* [Exercise instructions]
Extract from the listing each line in which the word "picture" appears.

* [Rows from a dataset]
------------------------------------------------
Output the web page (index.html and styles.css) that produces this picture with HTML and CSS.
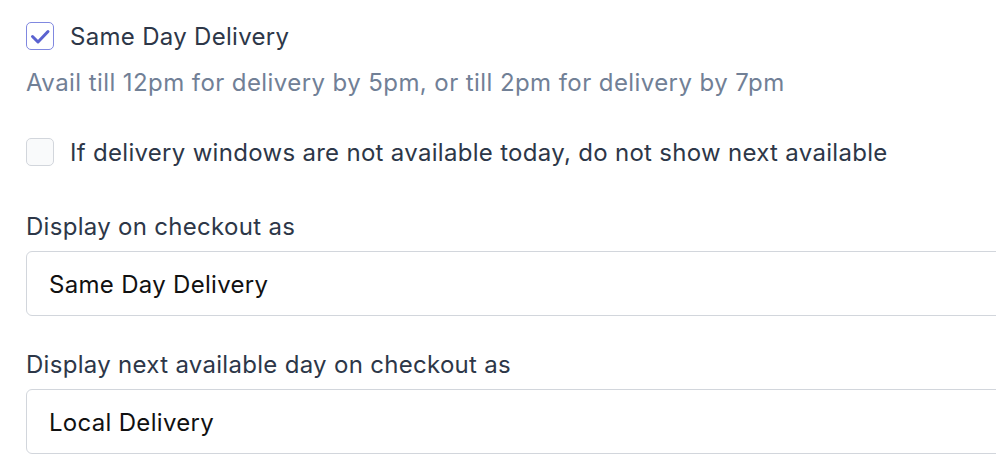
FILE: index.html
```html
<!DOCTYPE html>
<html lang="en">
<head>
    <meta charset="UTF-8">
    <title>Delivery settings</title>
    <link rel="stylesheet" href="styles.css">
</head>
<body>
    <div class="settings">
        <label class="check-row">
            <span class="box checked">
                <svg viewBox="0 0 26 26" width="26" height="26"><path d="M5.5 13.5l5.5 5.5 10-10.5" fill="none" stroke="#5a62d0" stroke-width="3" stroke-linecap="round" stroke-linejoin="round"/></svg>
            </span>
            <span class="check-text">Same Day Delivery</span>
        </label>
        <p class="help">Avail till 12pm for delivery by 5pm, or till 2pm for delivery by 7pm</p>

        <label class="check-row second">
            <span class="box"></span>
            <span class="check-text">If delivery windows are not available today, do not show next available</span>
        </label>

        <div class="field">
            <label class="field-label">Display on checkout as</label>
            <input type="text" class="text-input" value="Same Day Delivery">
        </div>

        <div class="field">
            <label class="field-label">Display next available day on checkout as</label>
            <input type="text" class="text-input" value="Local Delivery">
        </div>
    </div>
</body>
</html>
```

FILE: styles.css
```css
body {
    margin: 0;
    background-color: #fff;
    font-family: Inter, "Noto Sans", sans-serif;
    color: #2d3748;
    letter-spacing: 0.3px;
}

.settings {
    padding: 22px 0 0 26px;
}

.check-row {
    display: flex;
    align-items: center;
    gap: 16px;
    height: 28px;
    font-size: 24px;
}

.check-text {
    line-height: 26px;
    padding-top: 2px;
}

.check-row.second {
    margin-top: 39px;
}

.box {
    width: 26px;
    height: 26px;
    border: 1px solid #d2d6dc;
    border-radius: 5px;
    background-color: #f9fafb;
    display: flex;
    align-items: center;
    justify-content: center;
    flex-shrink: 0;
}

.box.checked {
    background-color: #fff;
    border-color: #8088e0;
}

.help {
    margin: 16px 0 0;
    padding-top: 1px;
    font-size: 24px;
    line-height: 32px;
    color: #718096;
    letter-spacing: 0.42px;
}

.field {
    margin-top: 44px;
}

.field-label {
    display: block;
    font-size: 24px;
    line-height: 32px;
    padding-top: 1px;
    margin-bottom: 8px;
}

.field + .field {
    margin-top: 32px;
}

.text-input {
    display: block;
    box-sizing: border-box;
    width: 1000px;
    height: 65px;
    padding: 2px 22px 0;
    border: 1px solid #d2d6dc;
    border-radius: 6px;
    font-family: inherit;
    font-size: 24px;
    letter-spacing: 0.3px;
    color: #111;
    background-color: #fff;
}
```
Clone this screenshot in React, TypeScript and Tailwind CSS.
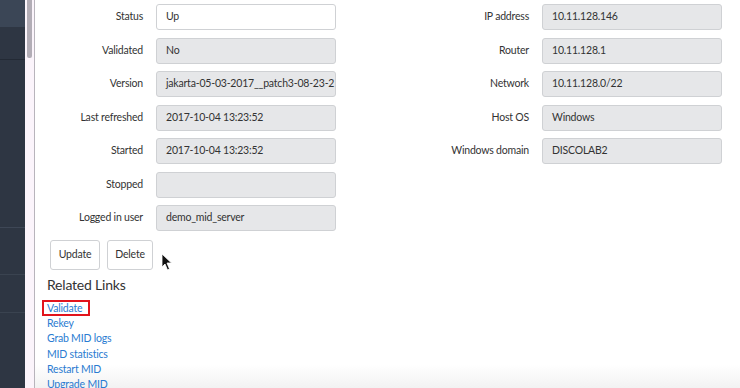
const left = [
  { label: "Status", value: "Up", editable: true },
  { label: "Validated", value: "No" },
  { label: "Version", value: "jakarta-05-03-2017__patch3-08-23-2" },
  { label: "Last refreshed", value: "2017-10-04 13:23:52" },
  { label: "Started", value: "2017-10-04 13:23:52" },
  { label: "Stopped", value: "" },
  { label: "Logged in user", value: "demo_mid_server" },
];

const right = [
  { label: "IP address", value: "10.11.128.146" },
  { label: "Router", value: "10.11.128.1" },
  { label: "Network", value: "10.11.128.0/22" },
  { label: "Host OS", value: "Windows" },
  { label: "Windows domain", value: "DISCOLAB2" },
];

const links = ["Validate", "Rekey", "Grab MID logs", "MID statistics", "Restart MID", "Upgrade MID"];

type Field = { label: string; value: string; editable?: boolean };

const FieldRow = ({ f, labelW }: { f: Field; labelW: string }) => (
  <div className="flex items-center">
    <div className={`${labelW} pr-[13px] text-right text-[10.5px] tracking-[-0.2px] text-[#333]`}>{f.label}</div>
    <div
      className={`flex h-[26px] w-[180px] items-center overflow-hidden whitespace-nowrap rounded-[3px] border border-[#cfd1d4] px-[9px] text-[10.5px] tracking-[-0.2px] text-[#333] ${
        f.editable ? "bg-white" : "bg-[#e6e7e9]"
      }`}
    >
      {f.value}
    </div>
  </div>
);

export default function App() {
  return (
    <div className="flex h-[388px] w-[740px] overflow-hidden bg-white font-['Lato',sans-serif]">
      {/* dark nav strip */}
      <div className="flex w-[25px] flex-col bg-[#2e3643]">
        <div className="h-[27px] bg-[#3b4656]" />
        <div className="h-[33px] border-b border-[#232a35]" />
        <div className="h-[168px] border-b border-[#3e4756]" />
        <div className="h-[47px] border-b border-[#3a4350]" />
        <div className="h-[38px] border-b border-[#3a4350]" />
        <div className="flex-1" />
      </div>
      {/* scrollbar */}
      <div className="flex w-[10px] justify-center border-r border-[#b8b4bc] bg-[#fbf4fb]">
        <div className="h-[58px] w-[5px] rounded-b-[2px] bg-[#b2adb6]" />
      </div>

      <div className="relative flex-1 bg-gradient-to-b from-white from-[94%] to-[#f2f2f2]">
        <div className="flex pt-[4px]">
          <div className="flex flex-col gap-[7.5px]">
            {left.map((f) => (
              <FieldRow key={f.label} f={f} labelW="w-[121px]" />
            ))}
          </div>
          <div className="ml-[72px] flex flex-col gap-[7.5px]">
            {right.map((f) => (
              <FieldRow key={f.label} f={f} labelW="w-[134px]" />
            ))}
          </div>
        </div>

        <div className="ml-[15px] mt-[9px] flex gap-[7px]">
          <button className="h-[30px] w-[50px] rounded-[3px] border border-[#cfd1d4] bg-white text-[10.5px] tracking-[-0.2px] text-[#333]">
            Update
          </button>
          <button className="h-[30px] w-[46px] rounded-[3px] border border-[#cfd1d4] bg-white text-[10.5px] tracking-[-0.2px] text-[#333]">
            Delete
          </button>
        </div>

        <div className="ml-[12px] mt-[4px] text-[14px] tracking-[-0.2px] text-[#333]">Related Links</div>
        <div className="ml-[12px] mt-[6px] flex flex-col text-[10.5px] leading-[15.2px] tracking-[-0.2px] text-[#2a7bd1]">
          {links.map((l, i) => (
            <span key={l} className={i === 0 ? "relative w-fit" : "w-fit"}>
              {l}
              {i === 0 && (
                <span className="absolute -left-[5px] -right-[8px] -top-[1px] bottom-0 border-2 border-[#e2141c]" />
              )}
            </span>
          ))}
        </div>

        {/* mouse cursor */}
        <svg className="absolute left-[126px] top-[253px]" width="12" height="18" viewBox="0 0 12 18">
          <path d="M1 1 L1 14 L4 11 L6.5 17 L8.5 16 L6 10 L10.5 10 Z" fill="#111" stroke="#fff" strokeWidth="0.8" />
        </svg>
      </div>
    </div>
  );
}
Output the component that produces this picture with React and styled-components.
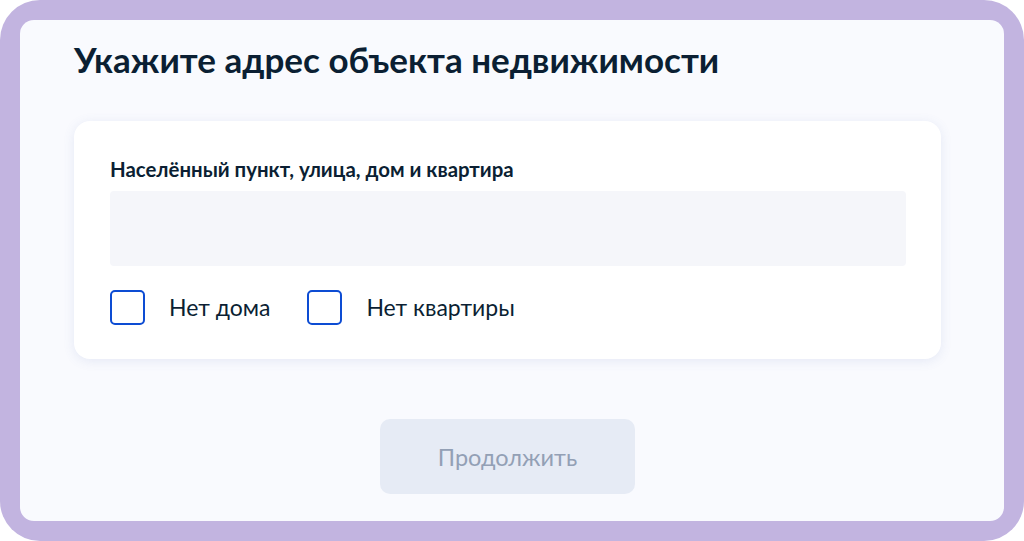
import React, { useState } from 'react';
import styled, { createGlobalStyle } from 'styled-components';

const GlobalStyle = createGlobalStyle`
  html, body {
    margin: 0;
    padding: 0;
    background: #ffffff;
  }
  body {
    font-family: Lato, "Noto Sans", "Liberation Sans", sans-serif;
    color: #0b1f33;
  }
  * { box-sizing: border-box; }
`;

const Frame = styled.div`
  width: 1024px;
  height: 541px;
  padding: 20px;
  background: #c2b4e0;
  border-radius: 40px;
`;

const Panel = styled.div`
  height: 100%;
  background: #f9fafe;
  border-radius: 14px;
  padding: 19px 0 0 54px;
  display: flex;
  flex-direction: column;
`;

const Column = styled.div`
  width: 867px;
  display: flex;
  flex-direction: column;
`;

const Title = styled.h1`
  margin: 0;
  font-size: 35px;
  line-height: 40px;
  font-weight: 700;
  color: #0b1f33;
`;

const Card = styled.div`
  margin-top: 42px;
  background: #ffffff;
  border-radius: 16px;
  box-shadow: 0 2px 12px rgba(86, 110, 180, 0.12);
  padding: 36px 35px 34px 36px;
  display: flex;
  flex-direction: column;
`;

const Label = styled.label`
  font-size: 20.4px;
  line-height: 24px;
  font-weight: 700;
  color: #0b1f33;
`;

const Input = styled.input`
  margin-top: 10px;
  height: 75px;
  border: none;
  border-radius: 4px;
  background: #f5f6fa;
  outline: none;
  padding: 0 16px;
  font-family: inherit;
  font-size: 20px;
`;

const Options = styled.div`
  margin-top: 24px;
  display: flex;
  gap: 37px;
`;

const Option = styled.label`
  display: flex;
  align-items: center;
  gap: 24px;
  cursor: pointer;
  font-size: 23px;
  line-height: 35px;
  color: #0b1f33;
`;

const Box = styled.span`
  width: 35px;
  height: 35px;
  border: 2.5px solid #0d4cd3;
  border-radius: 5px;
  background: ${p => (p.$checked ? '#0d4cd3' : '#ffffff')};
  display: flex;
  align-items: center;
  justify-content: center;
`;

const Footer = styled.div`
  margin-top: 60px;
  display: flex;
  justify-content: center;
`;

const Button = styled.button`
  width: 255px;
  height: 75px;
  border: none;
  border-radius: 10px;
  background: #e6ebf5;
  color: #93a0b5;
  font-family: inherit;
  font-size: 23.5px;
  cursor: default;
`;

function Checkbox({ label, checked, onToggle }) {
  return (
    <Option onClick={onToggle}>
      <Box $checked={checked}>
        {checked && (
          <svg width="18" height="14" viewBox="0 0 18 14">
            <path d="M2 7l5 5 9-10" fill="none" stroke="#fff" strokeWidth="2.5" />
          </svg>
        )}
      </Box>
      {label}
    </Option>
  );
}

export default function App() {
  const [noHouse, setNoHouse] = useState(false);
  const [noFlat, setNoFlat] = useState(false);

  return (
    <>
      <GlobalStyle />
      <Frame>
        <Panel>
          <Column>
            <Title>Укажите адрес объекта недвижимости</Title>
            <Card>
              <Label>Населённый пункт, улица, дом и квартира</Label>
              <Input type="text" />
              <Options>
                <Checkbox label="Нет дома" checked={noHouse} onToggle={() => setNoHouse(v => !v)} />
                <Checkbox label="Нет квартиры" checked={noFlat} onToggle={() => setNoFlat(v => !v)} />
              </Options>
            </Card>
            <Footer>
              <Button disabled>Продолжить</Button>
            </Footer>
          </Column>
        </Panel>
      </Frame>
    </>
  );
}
------------------------------------------------
* [Final result]
Output the web page (index.html and styles.css) that produces this picture with HTML and CSS.
Output the component that produces this picture with React and styled-components.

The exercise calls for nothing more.